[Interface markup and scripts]
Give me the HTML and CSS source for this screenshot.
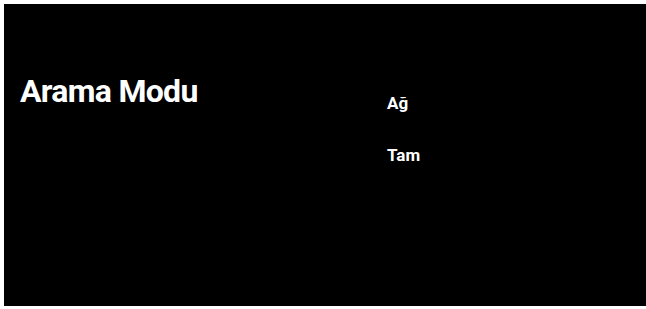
FILE: index.html
```
<!DOCTYPE html>
<html lang="tr">
<head>
<meta charset="utf-8">
<link rel="stylesheet" href="styles.css">
</head>
<body>
<div class="screen">
  <h1 class="title">Arama Modu</h1>
  <ul class="options">
    <li class="option">Ağ</li>
    <li class="option">Tam</li>
  </ul>
</div>
</body>
</html>
```
FILE: styles.css
```
html, body {
  margin: 0;
  padding: 0;
  background: #ffffff;
}
body {
  padding: 4px 0 3px 4px;
  font-family: Roboto, "Liberation Sans", sans-serif;
}
.screen {
  background: #000000;
  height: 302px;
  display: flex;
  box-sizing: border-box;
  padding: 0 0 0 16px;
}
.title {
  margin: 0;
  padding-top: 65px;
  width: 367px;
  color: #ffffff;
  font-size: 32px;
  font-weight: 700;
  line-height: 44px;
  letter-spacing: -0.7px;
}
.options {
  list-style: none;
  margin: 0;
  padding: 89px 0 0 0;
}
.option {
  color: #ffffff;
  font-size: 17px;
  font-weight: 700;
  line-height: 20px;
  margin-bottom: 32px;
}
```
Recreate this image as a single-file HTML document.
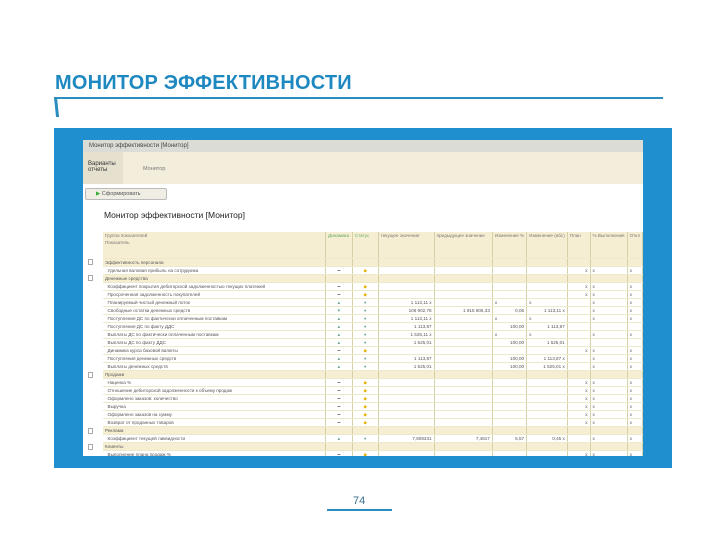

▸ **EXERCISE**:
Retype each line of the listing above word for word. Exclude the pictures.

▸ **FINAL RESULT**:
Give me the HTML and CSS source for this screenshot.
FILE: index.html
```
<!DOCTYPE html>
<html lang="tr">
<head>
<meta charset="utf-8">
<link rel="stylesheet" href="styles.css">
</head>
<body>
<div class="screen">
  <h1 class="title">Arama Modu</h1>
  <ul class="options">
    <li class="option">Ağ</li>
    <li class="option">Tam</li>
  </ul>
</div>
</body>
</html>
```
FILE: styles.css
```
html, body {
  margin: 0;
  padding: 0;
  background: #ffffff;
}
body {
  padding: 4px 0 3px 4px;
  font-family: Roboto, "Liberation Sans", sans-serif;
}
.screen {
  background: #000000;
  height: 302px;
  display: flex;
  box-sizing: border-box;
  padding: 0 0 0 16px;
}
.title {
  margin: 0;
  padding-top: 65px;
  width: 367px;
  color: #ffffff;
  font-size: 32px;
  font-weight: 700;
  line-height: 44px;
  letter-spacing: -0.7px;
}
.options {
  list-style: none;
  margin: 0;
  padding: 89px 0 0 0;
}
.option {
  color: #ffffff;
  font-size: 17px;
  font-weight: 700;
  line-height: 20px;
  margin-bottom: 32px;
}
```
Recreate this image as a single-file HTML document.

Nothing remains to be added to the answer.